Lee, another question off the Internet, guidance on Marathon's effective tax rate in 2014 of 48% to 55% that's significantly below current 2013 guidance, could you explain why, is this benefit likely to continue past 2014?
I want to J.R. to jump in, but the basic answer to that is that we continue to of course rate our volumes more heavily to the U.S. the onshore resource plays, and as J. R. already mentioned that naturally is causing our production mix to change overtime. And that's really of course adds to the discussion we've been having on any of the North Sea divestment or North Sea marketing, so overtime, as we continue to see the increase in the U.S. volumes that is having a moderating effect on our tax rates going forward in time. Thanks, Howard another question, yes sir?
Matt Portillo - Tudor, Pickering, Holt
Matt Fortier from Tudor, Pickering just another follow-up question, as, if you guys think about kind of monetization options in Gabon, and kind of what’s the gas discovery so far, what sort of options are available to you today, or is really the intent to try to find a different phase window here where you're chasing more kind of an oil play in the region? And then I guess the second question is, have you seen your results and maybe some of those results further south in Angola it does seem like the GORs are kind of the gas ratio tends to be a little bit higher so far from what we’ve seen, how does that kind of influence your drilling plans in the basin?
Well, I'll let Annell jump in here in just a minute, but first I'll just say, on Gabon, we did have one gas condensate well, first deepwater, pre-salt discovery in Gabon, that was on a block that is a 2.2 million acre block with a lot of prospectivity on it, we absolutely want to continue to test that block to see if we can find an oil leg in that block.
Clearly West Africa gas has that kind of quantity it would be a challenge for us, it doesn’t really fit within our profile, so our goal there is to really try to seek out and see if there is oil potential. I think our confidence in that, is somewhat supported by the fact that we were very active participant in the Gabon bidding round.
So and course we bid as an operator there the Alba block of course is non-operated for us. So the two blocks that we were higher bidder, we are the operator, we see a lot of prospectivity there as you move to the block to the south we are getting much closer to the inboard the more inboard oil discoveries that have already been made, so perhaps there're other sources there as we might be able to see also in the Diaba block, Annell?
Well, first of all in terms of the Diaman well that we just drilled there are adjacent prospects along turn and within closure that if that's something to pursue that could make that larger, if that ends up being say all gas and condensate. But we are waiting for the further fluid analysis on that before we make that. And then just like Lee said the other prospectivity on that block is in adjacent to source areas that are potentially oil-prone. So we could see a mix in there on that, and like you said the prospectivity that we addressed and attending a bid around and going after the other blocks.
But there you’re looking at different areas and different source areas so even comparing it to what’s been seen in Angola is a complete disconnect those are completely different basins. And so you really wouldn’t compare them, and they may be quite different within each area you drill pending the source area that’s focused on.

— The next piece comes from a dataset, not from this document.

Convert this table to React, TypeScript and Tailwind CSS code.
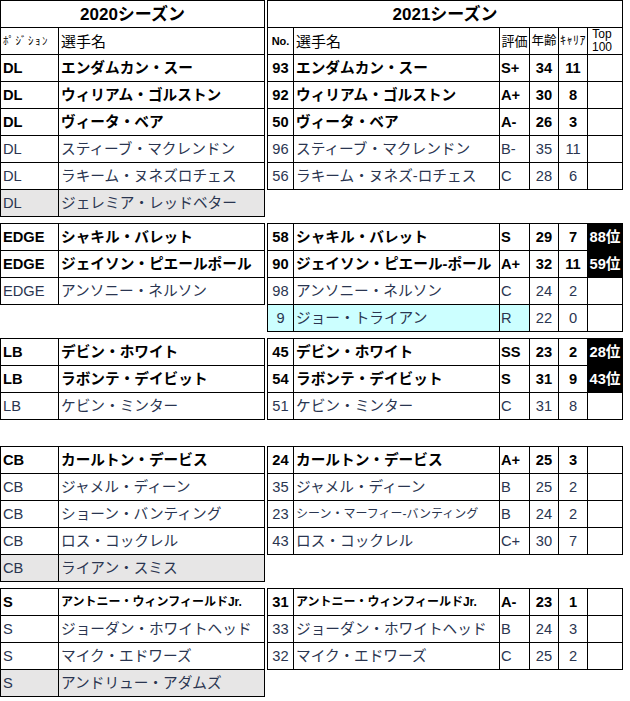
import React from "react";

type L = { pos: string; name: string; bold?: boolean; gray?: boolean; small?: boolean };
type R = {
  no: string;
  name: string;
  grade: string;
  age: string;
  car: string;
  rank?: string;
  bold?: boolean;
  blue?: boolean;
  small?: boolean;
};

const FONT = "font-['Liberation_Sans','Noto_Sans_CJK_JP',sans-serif]";

function LeftRow({ r }: { r: L }) {
  return (
    <div
      className={`flex h-[27px] border-b border-black ${r.gray ? "bg-[#e7e6e6]" : ""} ${
        r.bold ? "font-bold text-black" : "text-[#2a3550]"
      }`}
    >
      <div className="w-[58px] shrink-0 border-r border-black flex items-center pl-[2px] text-[14.67px] leading-none">
        {r.pos}
      </div>
      <div
        className={`w-[206px] shrink-0 border-r border-black flex items-center pl-[2px] whitespace-nowrap leading-none ${
          r.small ? "text-[12px]" : "text-[14.67px]"
        }`}
      >
        {r.name}
      </div>
    </div>
  );
}

function RightRow({ r }: { r: R }) {
  return (
    <div
      className={`flex h-[27px] border-b border-black ${r.bold ? "font-bold text-black" : "text-[#2a3550]"}`}
    >
      <div
        className={`w-[26px] shrink-0 border-r border-black flex items-center justify-center text-[14.67px] leading-none ${
          r.blue ? "bg-[#ccffff]" : ""
        }`}
      >
        {r.no}
      </div>
      <div
        className={`w-[206px] shrink-0 border-r border-black flex items-center pl-[2px] whitespace-nowrap leading-none ${
          r.small ? "text-[12px]" : "text-[14.67px]"
        } ${r.blue ? "bg-[#ccffff]" : ""}`}
      >
        {r.name}
      </div>
      <div
        className={`w-[30px] shrink-0 border-r border-black flex items-center pl-[1px] text-[14.67px] leading-none ${
          r.blue ? "bg-[#ccffff]" : ""
        }`}
      >
        {r.grade}
      </div>
      <div className="w-[29px] shrink-0 border-r border-black flex items-center justify-center text-[14.67px] leading-none">
        {r.age}
      </div>
      <div className="w-[29px] shrink-0 border-r border-black flex items-center justify-center text-[14.67px] leading-none">
        {r.car}
      </div>
      <div
        className={`w-[35px] shrink-0 border-r border-black flex items-center justify-center text-[14.67px] leading-none ${
          r.rank ? "bg-black text-white font-bold" : ""
        }`}
      >
        {r.rank ?? ""}
      </div>
    </div>
  );
}

const Blank = () => <div className="h-[27px]" />;

function LeftGroup({ rows, header }: { rows: L[]; header?: boolean }) {
  return (
    <div className="border-t border-l border-black">
      {header && (
        <>
          <div className="flex h-[27px] border-b border-black">
            <div className="w-[264px] shrink-0 border-r border-black flex items-center justify-center font-bold text-[17px] leading-none text-black">
              2020シーズン
            </div>
          </div>
          <div className="flex h-[27px] border-b border-black text-black">
            <div className="w-[58px] shrink-0 border-r border-black flex items-center pl-[2px] text-[11px] tracking-[1.5px] leading-none whitespace-nowrap">
              ﾎﾟｼﾞｼｮﾝ
            </div>
            <div className="w-[206px] shrink-0 border-r border-black flex items-center pl-[2px] text-[15px] leading-none">
              選手名
            </div>
          </div>
        </>
      )}
      {rows.map((r, i) => (
        <LeftRow key={i} r={r} />
      ))}
    </div>
  );
}

function RightGroup({ rows, header }: { rows: R[]; header?: boolean }) {
  return (
    <div className="border-t border-l border-black">
      {header && (
        <>
          <div className="flex h-[27px] border-b border-black">
            <div className="w-[355px] shrink-0 border-r border-black flex items-center justify-center font-bold text-[17px] leading-none text-black">
              2021シーズン
            </div>
          </div>
          <div className="flex h-[27px] border-b border-black text-black">
            <div className="w-[26px] shrink-0 border-r border-black flex items-center justify-center text-[11px] font-bold leading-none">
              No.
            </div>
            <div className="w-[206px] shrink-0 border-r border-black flex items-center pl-[2px] text-[15px] leading-none">
              選手名
            </div>
            <div className="w-[30px] shrink-0 border-r border-black flex items-center justify-center text-[13px] leading-none whitespace-nowrap">
              評価
            </div>
            <div className="w-[29px] shrink-0 border-r border-black flex items-center justify-center text-[12.5px] leading-none whitespace-nowrap">
              年齢
            </div>
            <div className="w-[29px] shrink-0 border-r border-black flex items-center justify-center text-[12px] tracking-[0.5px] leading-none whitespace-nowrap">
              ｷｬﾘｱ
            </div>
            <div className="w-[35px] shrink-0 border-r border-black flex flex-col items-center justify-center pr-[6px] text-[12px] leading-[13px]">
              <span>Top</span>
              <span>100</span>
            </div>
          </div>
        </>
      )}
      {rows.map((r, i) => (
        <RightRow key={i} r={r} />
      ))}
    </div>
  );
}

const dlL: L[] = [
  { pos: "DL", name: "エンダムカン・スー", bold: true },
  { pos: "DL", name: "ウィリアム・ゴルストン", bold: true },
  { pos: "DL", name: "ヴィータ・ベア", bold: true },
  { pos: "DL", name: "スティーブ・マクレンドン" },
  { pos: "DL", name: "ラキーム・ヌネズロチェス" },
  { pos: "DL", name: "ジェレミア・レッドベター", gray: true },
];
const dlR: R[] = [
  { no: "93", name: "エンダムカン・スー", grade: "S+", age: "34", car: "11", bold: true },
  { no: "92", name: "ウィリアム・ゴルストン", grade: "A+", age: "30", car: "8", bold: true },
  { no: "50", name: "ヴィータ・ベア", grade: "A-", age: "26", car: "3", bold: true },
  { no: "96", name: "スティーブ・マクレンドン", grade: "B-", age: "35", car: "11" },
  { no: "56", name: "ラキーム・ヌネズ-ロチェス", grade: "C", age: "28", car: "6" },
];
const edgeL: L[] = [
  { pos: "EDGE", name: "シャキル・バレット", bold: true },
  { pos: "EDGE", name: "ジェイソン・ピエールポール", bold: true },
  { pos: "EDGE", name: "アンソニー・ネルソン" },
];
const edgeR: R[] = [
  { no: "58", name: "シャキル・バレット", grade: "S", age: "29", car: "7", rank: "88位", bold: true },
  { no: "90", name: "ジェイソン・ピエール-ポール", grade: "A+", age: "32", car: "11", rank: "59位", bold: true },
  { no: "98", name: "アンソニー・ネルソン", grade: "C", age: "24", car: "2" },
  { no: "9", name: "ジョー・トライアン", grade: "R", age: "22", car: "0", blue: true },
];
const lbL: L[] = [
  { pos: "LB", name: "デビン・ホワイト", bold: true },
  { pos: "LB", name: "ラボンテ・デイビット", bold: true },
  { pos: "LB", name: "ケビン・ミンター" },
];
const lbR: R[] = [
  { no: "45", name: "デビン・ホワイト", grade: "SS", age: "23", car: "2", rank: "28位", bold: true },
  { no: "54", name: "ラボンテ・デイビット", grade: "S", age: "31", car: "9", rank: "43位", bold: true },
  { no: "51", name: "ケビン・ミンター", grade: "C", age: "31", car: "8" },
];
const cbL: L[] = [
  { pos: "CB", name: "カールトン・デービス", bold: true },
  { pos: "CB", name: "ジャメル・ディーン" },
  { pos: "CB", name: "ショーン・バンティング" },
  { pos: "CB", name: "ロス・コックレル" },
  { pos: "CB", name: "ライアン・スミス", gray: true },
];
const cbR: R[] = [
  { no: "24", name: "カールトン・デービス", grade: "A+", age: "25", car: "3", bold: true },
  { no: "35", name: "ジャメル・ディーン", grade: "B", age: "25", car: "2" },
  { no: "23", name: "シーン・マーフィー-バンティング", grade: "B", age: "24", car: "2", small: true },
  { no: "43", name: "ロス・コックレル", grade: "C+", age: "30", car: "7" },
];
const sL: L[] = [
  { pos: "S", name: "アントニー・ウィンフィールドJr.", bold: true, small: true },
  { pos: "S", name: "ジョーダン・ホワイトヘッド" },
  { pos: "S", name: "マイク・エドワーズ" },
  { pos: "S", name: "アンドリュー・アダムズ", gray: true },
];
const sR: R[] = [
  { no: "31", name: "アントニー・ウィンフィールドJr.", grade: "A-", age: "23", car: "1", bold: true, small: true },
  { no: "33", name: "ジョーダン・ホワイトヘッド", grade: "B", age: "24", car: "3" },
  { no: "32", name: "マイク・エドワーズ", grade: "C", age: "25", car: "2" },
];

export default function App() {
  return (
    <div className={`w-[630px] h-[701px] bg-white flex items-start ${FONT}`}>
      <div className="w-[265px] shrink-0 flex flex-col">
        <LeftGroup rows={dlL} header />
        <div className="h-[6px]" />
        <LeftGroup rows={edgeL} />
        <Blank />
        <div className="h-[6px]" />
        <LeftGroup rows={lbL} />
        <div className="h-[26px]" />
        <LeftGroup rows={cbL} />
        <div className="h-[6px]" />
        <LeftGroup rows={sL} />
      </div>
      <div className="w-[356px] shrink-0 ml-[2px] flex flex-col">
        <RightGroup rows={dlR} header />
        <Blank />
        <div className="h-[6px]" />
        <RightGroup rows={edgeR} />
        <div className="h-[6px]" />
        <RightGroup rows={lbR} />
        <div className="h-[26px]" />
        <RightGroup rows={cbR} />
        <Blank />
        <div className="h-[6px]" />
        <RightGroup rows={sR} />
      </div>
    </div>
  );
}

Yes, Annell as I would also add consistent with what Annell’s comments were in the presentations we also have a very long operating history in Gabon as a company so we have a lot of relationships there in country we feel very confident that in the event that we have discoveries our ability to act as a developer and operator there our confidence is quite high. Thank you. Other questions, we have right down here in front well he is coming Doug hang on.
Doug Leggate - Bank of America
Thanks Lee. Doug Leggate from Bank of America, just wanted to two quick follow-ups please given that you mentioned Libya, could you just give us a status update to help things out there what gives you the confidence that you can have those volumes back? And secondly the proceeds obviously from UK and Norway along with your strong balance sheet and your share buyback program you’re clearly in pretty fleshy state in terms of cash how do acquisitions feature into your thinking in the future given there is a lot of companies’ resource rates that don’t have balance sheet you have?
Okay, let me come back to your acquisition question in just a moment, but let me address the Libya first. And I’ll make a few comments and maybe I might ask Mitch he is a bit closer to the action to comment there. I don’t want you to confuse our assumption in the volumes model with having some inside on when we might be able to see a return to production there. Just like the folks in this room we were watching the situation very-very closely there it is our hope that, that can be resolved peacefully. But I will be honest we did not have a clear understanding of when that will occur. Mitch would you like to add anything?
Sure I think I can add just a little bit more color to that. We’d like to be able to sit here and say we’ve got clear line of sight to a resolution. The fact of the matter is it’s a difficult situation for them it has been handled peacefully and we’re encouraged by that. We have signals from contacts on the ground that would suggest a resolution might be very nearly in hand. We could see resolution this month and return to production this month.
And on the far side of that spectrum is speculation that this could go on for months and towards the end of next year and I think those are both reasonable endpoints. We’re cautiously optimistic from the contacts that we have on the ground there that we’ll at least see some near-term resolution and then the sustainability of that I guess would be the large question going forward.
So let me come back to your second question Doug around business development and acquisition activity. First of all I hope from today’s presentation you can see that we have a very strong growth portfolio in and up itself today and that’s really what we attempted to describe in today’s remarks. So we don’t feel forced today to take any action. And certainly I would now want to pursue an action that would be viewed as dilutive to overall shareholder return.
However, in my discussion around one of the primary challenges being acquisition to new and material resource there are really two ways for us to be there. There is Annell’s program through exploration and then of course there is opportunistic business development. And I thought it was a very compelling slide when I showed that pie chart that showed the contribution from those business development successes that Marathon had pursued in the past.
So what I will tell you is that with our balance sheet with the strength of our financial discipline with our cash flows certainly we’re going to be opportunistic as the right collection of opportunities come forward we’re going to evaluate those we do evaluate those on an ongoing basis. And again we can be a very -- we can be a buyer that can act with high transactional certainty which is a very attractive trade. And we can -- and so we’ll continue to look at those kind of opportunities as they come forward.
But again my point is that we’re not looking to necessarily go out and do something immediately out of the sense of urgency here. This is really about making the right decision around the portfolio which is the North Sea marketing in terms of what that might lead to in the future in terms of additional opportunities I view that as an independent discussion, other questions?
We have no further questions from the Internet either Lee.
Okay, well with that I’d first like to say thanks to each of you for attending today. This was a very important meeting for the new leadership certainly for our employees and also for our shareholders. I’d also maybe like to ask you to join me in thanking my leadership team for all the excellent work that went into today as well, as I really appreciate the work that they’ve done.
And I would just add that I very much appreciate the time. I know December…[Call Ends Abruptly].